With four players running around, you need more room than the narrow corridors Call of Duty is known for, and in the Cairo section I saw, once that instant barricade dropped from the sky, it did create an open space for fighting that looked bigger than usual.
I'm extrapolating here based on one section and Treyarch's promises, but I imagine that rather than an endless on-rails experience, Black Ops 3 will make frequent stops in these arena-like sections, giving you and your friends more freedom to decide how exactly to blow everything up.
Since players are presumably choosing different upgrade paths for their campaign soldiers, they bring different abilities into battle that can work together in interesting ways. A player with a bunch of movement enhancements can act as a great flanker, while another player can stick to the high ground with a sniper, provide cover, and mark targets, which other players will see with their shared 'direct neural interface.' Another player with the ability to remotely hijack drones could initiate Call of Duty's signature, eye-in-the-sky turret sections at any given moment, which is another way to help your friends.

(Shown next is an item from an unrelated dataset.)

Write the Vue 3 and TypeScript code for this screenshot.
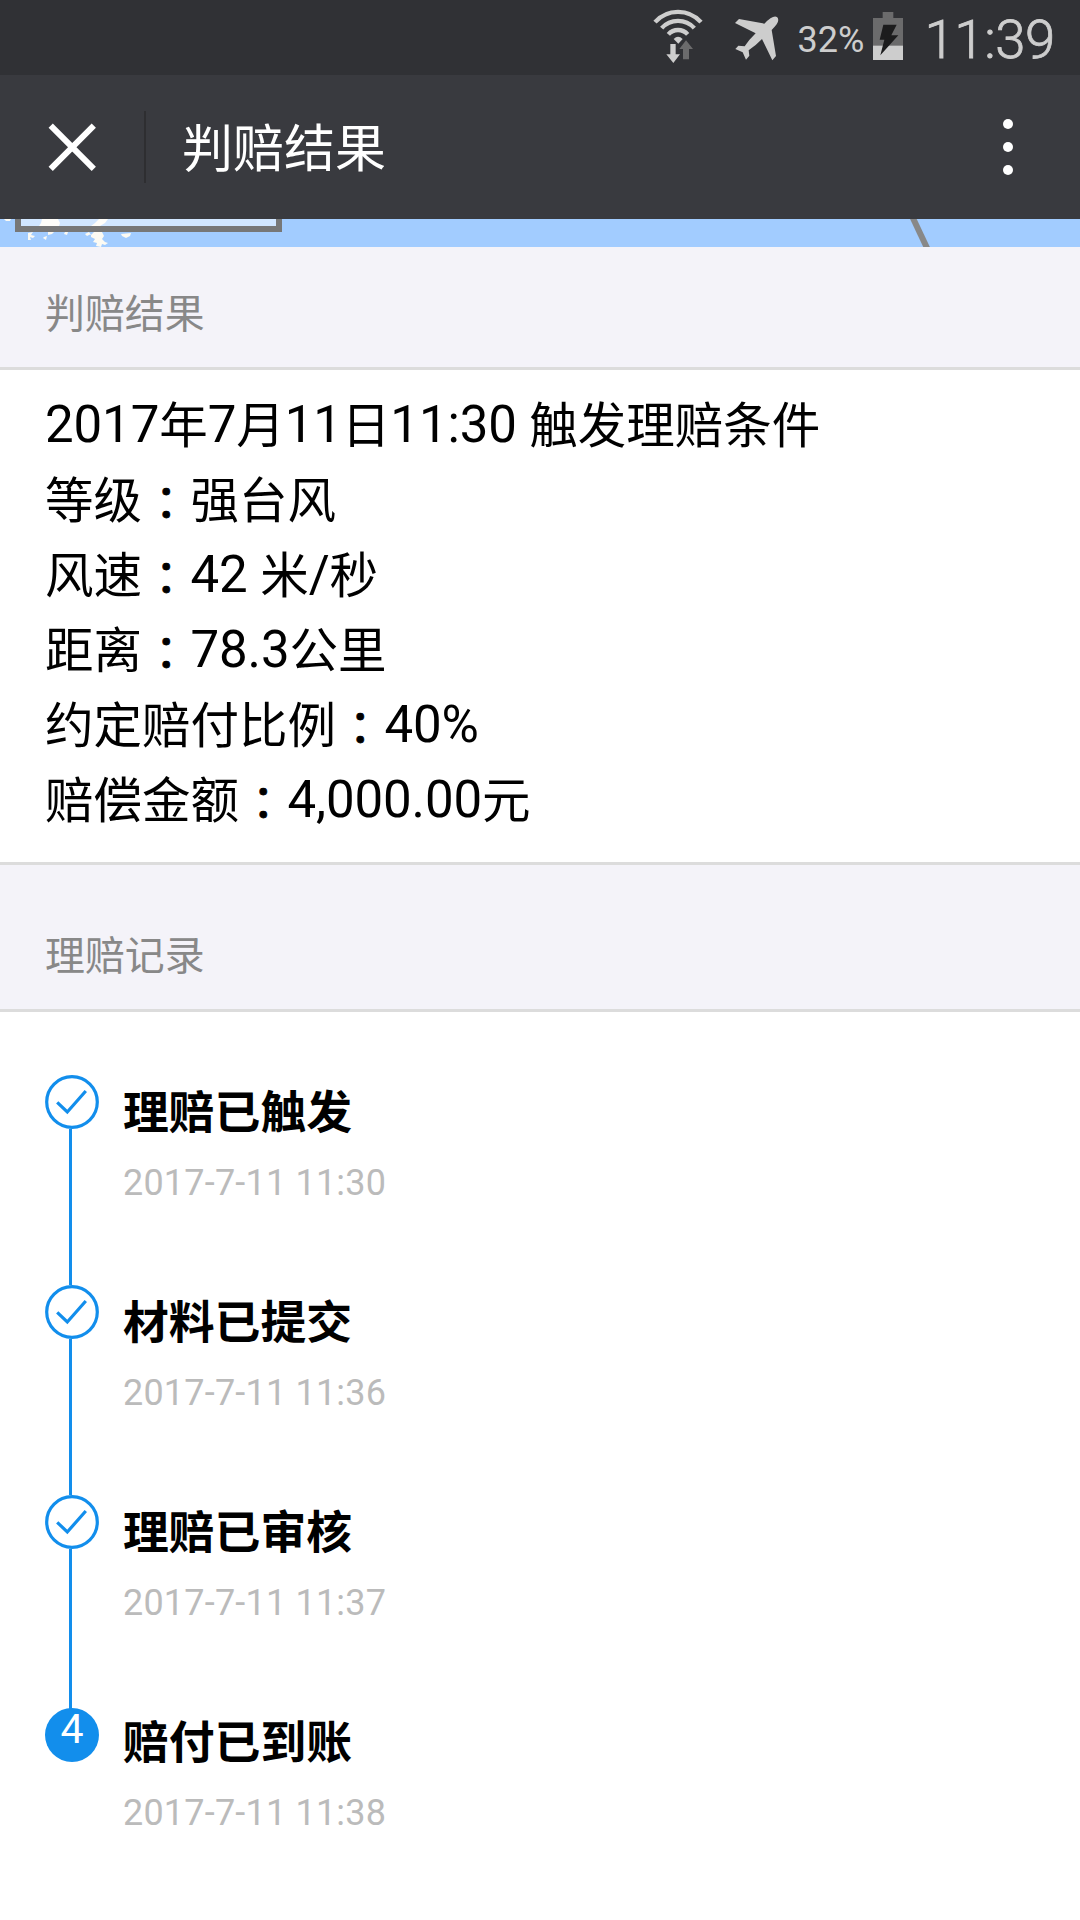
<script setup lang="ts">
interface Run {
  text: string
  kind: 'latin' | 'cjk' | 'colon'
}

interface Step {
  title: string
  time: string
  done: boolean
}

const details: string[] = [
  '2017年7月11日11:30 触发理赔条件',
  '等级：强台风',
  '风速：42 米/秒',
  '距离：78.3公里',
  '约定赔付比例：40%',
  '赔偿金额：4,000.00元',
]

const steps: Step[] = [
  { title: '理赔已触发', time: '2017-7-11 11:30', done: true },
  { title: '材料已提交', time: '2017-7-11 11:36', done: true },
  { title: '理赔已审核', time: '2017-7-11 11:37', done: true },
  { title: '赔付已到账', time: '2017-7-11 11:38', done: false },
]

// Han characters are set slightly smaller than the Latin digits beside them.
function runs(line: string): Run[] {
  const parts = line.match(/：|[\u4e00-\u9fff]+|[^\u4e00-\u9fff：]+/g) ?? []
  return parts.map((text) => ({
    text,
    kind: text === '：' ? 'colon' : /[\u4e00-\u9fff]/.test(text) ? 'cjk' : 'latin',
  }))
}
</script>

<template>
  <div class="screen">
    <div class="status">
      <svg class="wifi" viewBox="36 27 156 165">
        <g fill="none" stroke="#cdcdcd" stroke-width="13">
          <path d="M45 66.5A93 93 0 0 1 183 66.5" />
          <path d="M65 84.5A66 66 0 0 1 163 84.5" />
          <path d="M85 103A39 39 0 0 1 143 103" />
        </g>
        <path fill="#cdcdcd" d="M101 117Q114 104 128 117L115 131Z" />
        <path fill="#cdcdcd" d="M91 132H107V163H120L100 189L79 163H91Z" />
        <path fill="#6b6b6c" d="M138 121L159 147H147V178H129V147H118Z" />
      </svg>
      <svg class="plane" viewBox="282 42 138 138">
        <path
          fill="#cdcdcd"
          d="M411 48Q419 56 410 70Q404 78 395 87L408 165L397 178L366 114Q349 132 326 148L328 164L318 176L308 154L286 144L295 134L314 136Q328 115 347 97L285 66L297 54L373 68Q399 41 411 48Z"
        />
      </svg>
      <span class="percent">32%</span>
      <svg class="battery" viewBox="699 37 90 144">
        <path fill="#6b6b6c" d="M728 37H760V55H789V139H699V55H728Z" />
        <path fill="#cdcdcd" d="M699 138H789V181H699Z" />
        <path fill="#1c1c1d" d="M730 75H770L754 107H775L721 167L733 120H719Z" />
      </svg>
      <span class="clock">11:39</span>
    </div>

    <header class="nav">
      <svg class="close" viewBox="0 0 48 48">
        <path d="M2.7 2.7L45.8 45.8M45.8 2.7L2.7 45.8" stroke="#fff" stroke-width="6" />
      </svg>
      <i class="divider"></i>
      <h1>判赔结果</h1>
      <div class="more"><i></i><i></i><i></i></div>
    </header>

    <svg class="map" viewBox="0 0 1080 28">
      <rect width="1080" height="28" fill="#a2ccff" />
      <g fill="#fcfaf3">
        <path d="M4 0H11L10 2H6ZM42 0H58L60 4L59 7H39L41 4ZM99 0H108L105 4L100 7H91L95 4Z" />
        <path d="M28 14L33 13L31 16L35 17L33 19L30 18L31 21L28 21ZM48 13H54L52 15L48 16ZM44 18L47 17L46 21L43 19ZM65 13L68 13L67 16L64 15Z" />
        <path d="M85 15L89 13L91 16L94 13L102 13L104 17L102 20L105 23L108 24L105 26L102 25L101 28L96 27L97 24L93 23L95 20L91 18L91 15L87 17Z" />
        <path d="M121 15L131 14L130 17L126 19L122 17Z" />
      </g>
      <rect x="18" y="-10" width="261" height="20" fill="#fff" fill-opacity=".5" stroke="#777" stroke-width="6" />
      <path d="M911.5 -4L927.5 30" stroke="#888" stroke-width="6" />
    </svg>

    <h2 class="heading">判赔结果</h2>
    <section class="result">
      <p v-for="line in details" :key="line">
        <span v-for="(run, i) in runs(line)" :key="i" :class="run.kind">{{ run.text }}</span>
      </p>
    </section>

    <h2 class="heading second">理赔记录</h2>
    <ol class="timeline">
      <li v-for="(step, i) in steps" :key="step.title">
        <div class="track">
          <svg v-if="step.done" class="check" viewBox="0 0 54 54">
            <circle cx="27" cy="27" r="25.3" />
            <path d="M12.2 27.3L22.3 37L40.8 16" />
          </svg>
          <span v-else class="number">{{ i + 1 }}</span>
          <i v-if="i < steps.length - 1" class="rail"></i>
        </div>
        <div class="info">
          <h3>{{ step.title }}</h3>
          <time>{{ step.time }}</time>
        </div>
      </li>
    </ol>
  </div>
</template>

<style>
body {
  margin: 0;
  background: #fff;
}
</style>

<style scoped>
.screen {
  width: 1080px;
  height: 1920px;
  overflow: hidden;
  background: #fff;
  color: #000;
  font-family: Roboto, "Noto Sans CJK SC", sans-serif;
}
h1, h2, h3, p, ol {
  margin: 0;
  padding: 0;
  font-weight: 400;
}
svg, i {
  display: block;
  flex: none;
}
.status {
  display: flex;
  align-items: flex-start;
  height: 75px;
  box-sizing: border-box;
  background: #303135;
  color: #cdcdcd;
  white-space: nowrap;
}
.wifi {
  width: 52px;
  height: 55px;
  margin: 9px 0 0 652px;
}
.plane {
  width: 46px;
  height: 46px;
  margin: 15px 0 0 30px;
}
.percent {
  width: 75px;
  margin: 19px 0 0 17.5px;
  font-size: 36px;
  line-height: 42px;
}
.battery {
  width: 30px;
  height: 48px;
  margin: 12px 0 0 0.5px;
}
.clock {
  margin: 6px 0 0 21.5px;
  font-size: 54.5px;
  font-weight: 300;
  line-height: 66px;
  letter-spacing: -0.4px;
  -webkit-text-stroke: 0.8px #cdcdcd;
}
.nav {
  display: flex;
  align-items: center;
  height: 144px;
  background: #393a3f;
  color: #fff;
}
.close {
  width: 48px;
  height: 48px;
  margin: 0 0 0 48px;
}
.divider {
  width: 2px;
  height: 72px;
  margin-left: 48px;
  background: #2e2e31;
}
.nav h1 {
  flex: 1;
  margin: 5px 0 0 36px;
  font-size: 51px;
  line-height: 72px;
}
.more {
  display: flex;
  flex-direction: column;
  gap: 13px;
  margin-right: 67px;
}
.more i {
  width: 10px;
  height: 10px;
  border-radius: 50%;
  background: #fff;
}
.map {
  width: 1080px;
  height: 28px;
}
.heading {
  height: 120px;
  padding: 40px 45px 0;
  box-sizing: border-box;
  background: #f4f3f9;
  color: #888;
  font-size: 39.9px;
  line-height: 56px;
}
.heading.second {
  height: 144px;
  padding-top: 64px;
}
.result {
  padding: 17px 45px 25px;
  border: solid #dcdcdc;
  border-width: 3px 0;
}
.result p {
  height: 75px;
  font-size: 51px;
  line-height: 75px;
  white-space: pre;
}
.latin {
  letter-spacing: -0.12px;
}
.cjk {
  position: relative;
  top: 1px;
  font-size: 48.5px;
  line-height: 1;
}
/* The full-width colon sits low, with its dots centred on the digits' lower half. */
.colon {
  position: relative;
  top: 3px;
  margin: 0 1.25px;
  font-family: "Noto Sans CJK TC", sans-serif;
  font-size: 46px;
  line-height: 1;
  -webkit-text-stroke: 0.8px #000;
}
.timeline {
  padding: 63px 45px 0;
  border-top: 3px solid #dcdcdc;
  list-style: none;
}
.timeline li {
  display: flex;
  height: 210px;
}
.track {
  display: flex;
  flex-direction: column;
  width: 54px;
}
.check {
  width: 54px;
  height: 54px;
  fill: none;
  stroke: #128eec;
  stroke-width: 3.2;
}
.rail {
  flex: 1;
  width: 3px;
  margin-left: 24px;
  background: #128eec;
}
.timeline li:nth-last-child(2) .rail {
  margin-bottom: -4px;
}
.number {
  height: 54px;
  margin-top: 3px;
  border-radius: 50%;
  background: #128eec;
  color: #fff;
  font-size: 41px;
  line-height: 42px;
  text-align: center;
}
.info {
  display: flex;
  flex-direction: column;
  padding-left: 24px;
}
.info h3 {
  margin-top: 5px;
  font-size: 45.8px;
  font-weight: 700;
  line-height: 68px;
}
.info time {
  margin-top: 14px;
  color: #bbb;
  font-size: 36px;
  line-height: 42px;
  letter-spacing: 0.2px;
}
</style>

If the campaign includes more of these sections than it does corridors, than I'm genuinely excited. If this is just one out of a handful of sections in the game, I'll be pretty insulted. The corridor of epic set pieces is just not going to cut it anymore.
Treyarch will have a lot more of Black Ops 3 to show before it's released on November 6 this year. More specialists, a social layer to tie multiplayer and campaign, an esports strategy, and the return of Zombies mode, which Treyarch created in the first place.
What I've seen so far is promising, potentially much better than Advanced Warfare. Traversal improvements and Specialists are changing multiplayer for the better, and co-op could finally open up the campaign a little, and at least let you experience it with friends.